What is being asked:
Extract all lines in the data that contain the word "this".

━━━━━ The input ━━━━━

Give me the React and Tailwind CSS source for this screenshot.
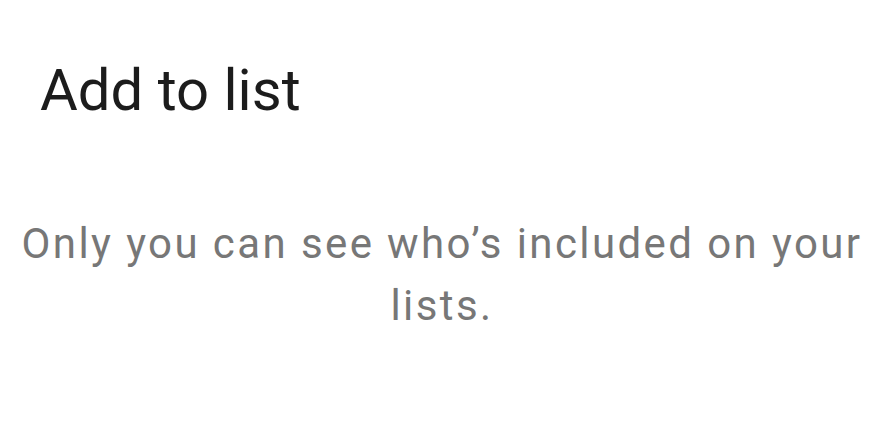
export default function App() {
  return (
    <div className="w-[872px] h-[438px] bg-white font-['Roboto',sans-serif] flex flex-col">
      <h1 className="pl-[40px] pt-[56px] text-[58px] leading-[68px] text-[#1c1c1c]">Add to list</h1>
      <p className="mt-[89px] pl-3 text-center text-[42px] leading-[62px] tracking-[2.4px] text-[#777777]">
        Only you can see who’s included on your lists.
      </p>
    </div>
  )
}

━━━━━
━━━━━ The input ━━━━━

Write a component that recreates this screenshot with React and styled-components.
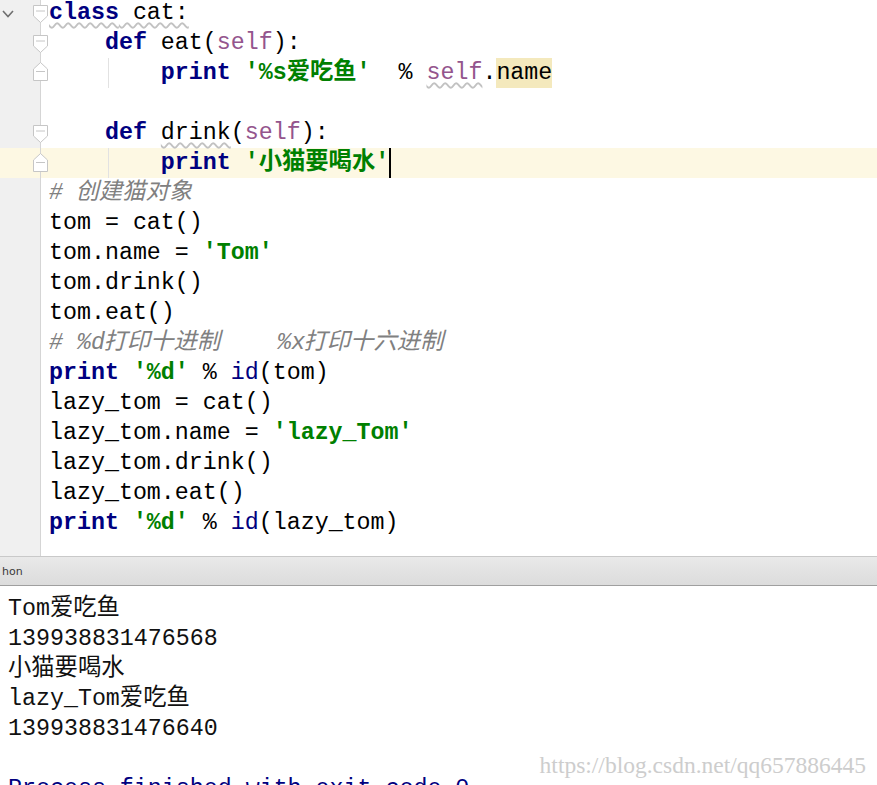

━━━━━

Exercise result:
Give me the React and Tailwind CSS source for this screenshot.
Write a component that recreates this screenshot with React and styled-components.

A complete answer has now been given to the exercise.